Despite frequent references to the United States as a classless society, about 62 percent of Americans (male and female) raised in the top fifth of incomes stay in the top two-fifths, according to research by the “Economic Mobility Project” of the Pew Charitable Trusts. Similarly, 65 percent born in the bottom fifth stay in the bottom two-fifths. (“Harder for Americans to Rise from Lower Rungs,” Jason DeParle, New York Times, Jan. 4, 2012.)
I believe we fear the concept of socio-economic class even more than IQ and perhaps this is why research in this area seems to have waned. When we Americans make up our minds to champion a project or goal such as fairness and equality, we tend not to accept or even acknowledge contradictory scientific findings.
In reviewing research over the past 40 years, it is evident that nothing is more resistant to change than socio-economic class. It rears its head in every kind of social and psychological research, and one additional thing that makes it resistant to change is that people of a designated social class may prefer to remain in their own social-class culture. There may be fear of an unknown environment or loyalty to one’s culture.
I’m reminded of a movie that clearly dates me: "From Here to Eternity." In that movie, an upper-middle-class woman, the wife of a captain, was in love with a sergeant played by Burt Lancaster. And she wanted him to attend Officers Candidate School. This master sergeant was intellectually capable of joining the school, but he expressed feelings of disloyalty to his social class and didn’t want to “let down the side.” Is this why many economically disadvantaged blacks refuse to surrender their distinctive grammar and dialect? Do they want to defend at least part of their own culture? And some may perceive their own culture to be more desirable than the culture of the white middle-class.
As pointed out in a previous report, “School Reform: a Crisis of Expectations,” ignoring IQ results in pressure on all students to succeed in academics regardless of ability. This frustrates those who do not have high academic ability and negatively impacts those with high academic ability from becoming thoroughly prepared for college.

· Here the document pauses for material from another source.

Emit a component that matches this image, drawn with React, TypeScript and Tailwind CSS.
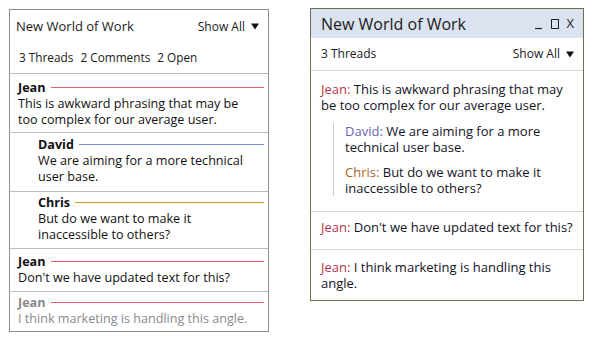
const font = { fontFamily: '"Open Sans", "Noto Sans", sans-serif' };

type Comment = {
  name: string;
  lines: string[];
  color: string;
  pad: string;
  indent?: boolean;
  muted?: boolean;
};

const comments: Comment[] = [
  { name: "Jean", lines: ["This is awkward phrasing that may be", "too complex for our average user."], color: "bg-[#e0646c]", pad: "pt-[6px] pb-[4px]" },
  { name: "David", lines: ["We are aiming for a more technical", "user base."], color: "bg-[#7f8dd2]", pad: "pt-[4px] pb-[6px]", indent: true },
  { name: "Chris", lines: ["But do we want to make it", "inaccessible to others?"], color: "bg-[#c99a1c]", pad: "pt-[3px] pb-[5px]", indent: true },
  { name: "Jean", lines: ["Don't we have updated text for this?"], color: "bg-[#ea5f6a]", pad: "pt-[5px] pb-[5px]" },
  { name: "Jean", lines: ["I think marketing is handling this angle."], color: "bg-[#ea5f6a]", pad: "pt-[3px] pb-[4px]", muted: true },
];

function Caret() {
  return (
    <svg width="8" height="7" viewBox="0 0 8 7" className="ml-[6px]">
      <path d="M0 0.5 H8 L4 6.5 Z" fill="#111" />
    </svg>
  );
}

function LeftPanel() {
  return (
    <div className="w-[260px] h-[323px] border border-[#8f8f8f] bg-white flex flex-col">
      <div className="h-[33px] flex items-center justify-between pl-[6px] pr-[9px] text-[13px] text-[#1a1a1a]">
        <span>New World of Work</span>
        <span className="flex items-center text-[12px]">Show All<Caret /></span>
      </div>
      <div className="h-[31px] flex items-center gap-[7px] pl-[9px] text-[11.8px] text-[#1a1a1a] border-b border-[#bdbdbd]">
        <span>3 Threads</span>
        <span>2 Comments</span>
        <span>2 Open</span>
      </div>
      {comments.map((c, i) => (
        <div
          key={i}
          className={`${c.pad} pr-[4px] text-[12.6px] leading-[16px] ${c.indent ? "pl-[28px]" : "pl-[8px]"} ${i < comments.length - 1 ? "border-b border-[#bdbdbd]" : ""} ${c.muted ? "text-[#8a8a8a]" : "text-[#111]"}`}
        >
          <div className="flex items-start gap-[5px]">
            <span className="font-bold">{c.name}</span>
            <span className={`flex-1 h-[1px] mt-[7px] ${c.color}`} />
          </div>
          {c.lines.map((l, j) => (
            <div key={j} className="whitespace-nowrap">{l}</div>
          ))}
        </div>
      ))}
    </div>
  );
}

function Reply({ name, color, lines }: { name: string; color: string; lines: string[] }) {
  return (
    <div className="text-[13px] leading-[16px] text-[#14141f]">
      {lines.map((l, j) => (
        <div key={j} className="whitespace-nowrap">
          {j === 0 && <span className={color}>{name}: </span>}
          {l}
        </div>
      ))}
    </div>
  );
}

function RightPanel() {
  return (
    <div className="w-[274px] h-[293px] border border-[#6e6e52] bg-white flex flex-col">
      <div className="h-[29px] bg-[#dce3f0] flex items-center justify-between pl-[10px] pr-[9px]">
        <span className="text-[16px] text-[#1a1a1a]">New World of Work</span>
        <div className="flex items-center gap-[6px] text-[#222]">
          <svg width="10" height="12" viewBox="0 0 10 12">
            <path d="M1 10.5 H8" stroke="#222" strokeWidth="1.2" />
          </svg>
          <svg width="10" height="12" viewBox="0 0 10 12">
            <rect x="1.5" y="1.5" width="7" height="9" fill="none" stroke="#222" strokeWidth="1" />
          </svg>
          <span className="text-[13px] leading-none">X</span>
        </div>
      </div>
      <div className="h-[33px] flex items-center justify-between pl-[10px] pr-[9px] text-[12px] text-[#1a1a1a] border-b border-[#d6d6de]">
        <span>3 Threads</span>
        <span className="flex items-center">Show All<Caret /></span>
      </div>
      <div className="pl-[10px] pt-[10px] pb-[15px] border-b border-[#d6d6de]">
        <Reply name="Jean" color="text-[#b23a4c]" lines={["This is awkward phrasing that may", "be too complex for our average user."]} />
        <div className="ml-[12px] mt-[10px] pl-[11px] border-l border-[#c9c9d9] flex flex-col gap-[9px]">
          <Reply name="David" color="text-[#6a62b4]" lines={[" We are aiming for a more", "technical user base."]} />
          <Reply name="Chris" color="text-[#a8681e]" lines={["But do we want to make it", "inaccessible to others?"]} />
        </div>
      </div>
      <div className="pl-[10px] pt-[7px] pb-[14px] border-b border-[#d6d6de]">
        <Reply name="Jean" color="text-[#b23a4c]" lines={[" Don't we have updated text for this?"]} />
      </div>
      <div className="pl-[10px] pt-[9px]">
        <Reply name="Jean" color="text-[#b23a4c]" lines={[" I think marketing is handling this", "angle."]} />
      </div>
    </div>
  );
}

export default function App() {
  return (
    <div className="w-[594px] h-[342px] bg-white flex items-start pt-[8px] pl-[9px] gap-[41px]" style={font}>
      <div className="mt-[1px]">
        <LeftPanel />
      </div>
      <RightPanel />
    </div>
  );
}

An ignorance of social class is even more disturbing. In fact, our school system is inadvertently re-segregating students not by color, but by social class. When private schools, charters, and special public magnet schools “cream off” children from the middle and upper-middle class, they leave a nucleus of economically disadvantaged children in neighborhood schools, especially schools in poor neighborhoods.
And who are the teachers of these lower social class children? They are middle-class educators, some of whom are working their own way to a status in society. Do they understand the mores of the lower-class? Do they want to deal with kids who are different from themselves? In most cases, the answer is no. This is why experienced, top-flight teachers end up in elite public schools and magnets and charters. Inexperienced teachers are more likely to be assigned to a lower-class population of students.
This explains why teachers complain that in schools in impoverished areas they see many students who are not clean, whose clothes are not washed, and who are not motivated to achieve academically. They also face a good number of parents who don’t have the time, or in some cases don’t understand their role in helping their children succeed in school.
A large percentage of these children are not prepared for college-prep academics and are not greatly motivated for higher academic work. I believe, if given a choice, most would prefer career education where they could show off their nonverbal intelligence and succeed in meaningful tasks and financially successful careers.
Instead, our political and educational leaders insist that everyone can be successful academically and that all can or should go to college. This is why heavy-duty testing and a number of other quick fixes have not worked. Socio-economic class is resistant to these innovative and well-meaning interventions.
There may be a silver lining in our school system’s inadvertent segregation by social class, however. It does help identify these students for special, extraordinary intervention, which may include the assignment of superior teachers, first-class materials, and tutoring in the early grades. And guidance can be provided to get many of these kids into magnet and charter schools.
Recognition of social class variables can never relieve us of our obligation to give every student an opportunity to progress to higher levels of functioning, but neither can we shy away from any factor that has a profound effect on school reform.